Since 2001, Rosen has been an Adjunct Associate Professor at Columbia University’s School of International and Public Affairs. He is a Visiting Fellow with the Peterson Institute for International Economics in Washington, DC, where he has been affiliated since 1993. His sixth Institute book, on China-Taiwan economic relations, was published in December 2010; he is currently working on his seventh, on global direct investment by Chinese companies. In 2011, Rosen released (with RHG Research Director Thilo Hanemann) An American Open Door? Maximizing the Benefits of Chinese Direct Investment, which immediately became the standard reference on China’s direct investment in the United States.
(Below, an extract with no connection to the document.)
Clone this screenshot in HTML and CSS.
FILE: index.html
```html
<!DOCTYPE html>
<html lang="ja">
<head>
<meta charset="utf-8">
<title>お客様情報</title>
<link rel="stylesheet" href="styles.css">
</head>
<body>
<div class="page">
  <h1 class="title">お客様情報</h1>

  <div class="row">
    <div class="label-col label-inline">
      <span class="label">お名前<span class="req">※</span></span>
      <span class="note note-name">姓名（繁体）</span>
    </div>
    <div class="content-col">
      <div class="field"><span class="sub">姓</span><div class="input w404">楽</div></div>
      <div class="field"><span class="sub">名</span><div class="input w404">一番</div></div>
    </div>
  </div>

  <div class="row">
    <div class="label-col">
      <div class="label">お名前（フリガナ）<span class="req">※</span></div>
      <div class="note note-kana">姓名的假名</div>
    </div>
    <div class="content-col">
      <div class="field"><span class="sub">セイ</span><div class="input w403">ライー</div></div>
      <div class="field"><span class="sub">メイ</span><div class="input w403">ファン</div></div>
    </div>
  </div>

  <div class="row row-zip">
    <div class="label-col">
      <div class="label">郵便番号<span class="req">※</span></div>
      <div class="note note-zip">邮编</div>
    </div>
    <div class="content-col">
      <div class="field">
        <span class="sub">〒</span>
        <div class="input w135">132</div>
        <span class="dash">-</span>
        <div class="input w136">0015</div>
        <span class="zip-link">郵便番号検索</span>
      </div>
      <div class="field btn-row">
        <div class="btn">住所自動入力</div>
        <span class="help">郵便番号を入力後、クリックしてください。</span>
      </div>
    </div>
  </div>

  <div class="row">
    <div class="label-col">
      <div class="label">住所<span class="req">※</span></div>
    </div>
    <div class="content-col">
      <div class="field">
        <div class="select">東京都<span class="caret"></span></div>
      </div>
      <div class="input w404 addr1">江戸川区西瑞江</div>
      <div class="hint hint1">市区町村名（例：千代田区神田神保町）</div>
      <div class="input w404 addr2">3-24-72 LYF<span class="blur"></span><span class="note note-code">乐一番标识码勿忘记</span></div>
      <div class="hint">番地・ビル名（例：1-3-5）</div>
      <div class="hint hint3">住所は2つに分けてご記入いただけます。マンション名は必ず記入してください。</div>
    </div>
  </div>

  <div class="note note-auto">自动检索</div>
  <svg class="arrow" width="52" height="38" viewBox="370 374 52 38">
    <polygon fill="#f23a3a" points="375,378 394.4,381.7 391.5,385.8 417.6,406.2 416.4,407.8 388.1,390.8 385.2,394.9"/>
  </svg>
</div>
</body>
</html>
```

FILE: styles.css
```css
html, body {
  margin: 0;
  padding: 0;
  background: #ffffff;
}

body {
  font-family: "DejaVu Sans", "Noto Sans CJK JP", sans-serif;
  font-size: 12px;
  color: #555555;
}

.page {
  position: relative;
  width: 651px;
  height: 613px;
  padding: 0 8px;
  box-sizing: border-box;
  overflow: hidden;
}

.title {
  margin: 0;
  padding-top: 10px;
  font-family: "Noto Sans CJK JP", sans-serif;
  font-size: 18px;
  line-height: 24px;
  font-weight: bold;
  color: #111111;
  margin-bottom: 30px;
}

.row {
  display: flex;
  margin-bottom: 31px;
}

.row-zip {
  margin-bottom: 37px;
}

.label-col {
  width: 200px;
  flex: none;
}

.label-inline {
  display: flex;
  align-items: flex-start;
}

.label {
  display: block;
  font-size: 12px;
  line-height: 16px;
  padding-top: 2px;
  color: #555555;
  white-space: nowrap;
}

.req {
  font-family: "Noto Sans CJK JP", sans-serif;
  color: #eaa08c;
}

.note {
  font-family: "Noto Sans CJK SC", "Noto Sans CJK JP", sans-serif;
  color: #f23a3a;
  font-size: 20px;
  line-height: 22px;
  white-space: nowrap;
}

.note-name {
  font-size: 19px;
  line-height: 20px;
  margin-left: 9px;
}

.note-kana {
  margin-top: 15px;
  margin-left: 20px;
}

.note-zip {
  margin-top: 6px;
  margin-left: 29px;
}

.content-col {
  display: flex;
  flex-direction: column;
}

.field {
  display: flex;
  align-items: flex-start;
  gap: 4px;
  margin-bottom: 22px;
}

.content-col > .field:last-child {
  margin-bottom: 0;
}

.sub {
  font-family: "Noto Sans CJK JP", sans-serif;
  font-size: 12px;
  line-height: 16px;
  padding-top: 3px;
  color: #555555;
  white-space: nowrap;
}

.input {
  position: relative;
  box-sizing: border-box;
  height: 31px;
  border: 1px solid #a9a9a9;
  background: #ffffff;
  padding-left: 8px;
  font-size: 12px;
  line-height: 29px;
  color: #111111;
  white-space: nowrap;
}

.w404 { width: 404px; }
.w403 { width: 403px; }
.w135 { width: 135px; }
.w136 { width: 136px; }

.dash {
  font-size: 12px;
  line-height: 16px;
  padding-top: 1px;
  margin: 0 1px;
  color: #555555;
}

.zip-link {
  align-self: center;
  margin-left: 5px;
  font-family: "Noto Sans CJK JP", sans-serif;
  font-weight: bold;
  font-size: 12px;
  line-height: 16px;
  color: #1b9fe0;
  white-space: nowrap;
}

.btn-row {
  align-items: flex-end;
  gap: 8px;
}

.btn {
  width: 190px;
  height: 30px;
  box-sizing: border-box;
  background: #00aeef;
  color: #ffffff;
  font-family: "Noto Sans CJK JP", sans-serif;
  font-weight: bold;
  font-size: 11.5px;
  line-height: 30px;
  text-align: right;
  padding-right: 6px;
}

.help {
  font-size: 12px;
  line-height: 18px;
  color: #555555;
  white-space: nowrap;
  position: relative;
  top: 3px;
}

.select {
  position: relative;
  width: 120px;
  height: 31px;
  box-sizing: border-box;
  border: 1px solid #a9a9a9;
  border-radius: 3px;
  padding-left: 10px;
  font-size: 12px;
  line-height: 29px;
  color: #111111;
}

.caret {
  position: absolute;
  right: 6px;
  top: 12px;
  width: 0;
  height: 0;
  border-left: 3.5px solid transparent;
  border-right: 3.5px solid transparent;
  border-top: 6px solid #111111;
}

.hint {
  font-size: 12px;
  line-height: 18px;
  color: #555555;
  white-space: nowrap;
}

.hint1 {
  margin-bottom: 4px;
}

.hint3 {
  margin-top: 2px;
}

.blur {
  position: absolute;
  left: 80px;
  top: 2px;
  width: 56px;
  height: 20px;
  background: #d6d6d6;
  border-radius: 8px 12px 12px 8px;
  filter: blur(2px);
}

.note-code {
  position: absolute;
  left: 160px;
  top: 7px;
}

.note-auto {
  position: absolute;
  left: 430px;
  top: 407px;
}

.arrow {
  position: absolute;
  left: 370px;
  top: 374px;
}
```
From 2000 to 2001, Rosen was Senior Advisor for International Economic Policy at the White House National Economic Council and National Security Council, where he played a key role in completing China’s accession to the World Trade Organization and accompanied the President to Asia for summits and state visits. Rosen is a Member of the Council on Foreign Relations and serves on the Board of the National Committee for U.S.-China Relations.

Ron Javers

As Executive Editor of Newsweek International, Ron Javers was responsible for the editorial oversight of all of Newsweek’s worldwide editions, most of which he created and launched. In 2003, working with a small team in Hong Kong and Beijing, he launched Newsweek China Select. As a reporter and editor, Javers won four National Magazine Awards for magazines he edited, and was nominated three times for the Pulitzer Prize for his newspaper work. He became interested in China in 1976 as a Nieman Fellow at Harvard where he took John Kenneth Fairbank’s renowned Rice Paddies course. In 2011, he was appointed Distinguished Visiting Professor at Sun Yat-sen University in Guangzhou. He has advised a number of Chinese media companies on worldwide best practices.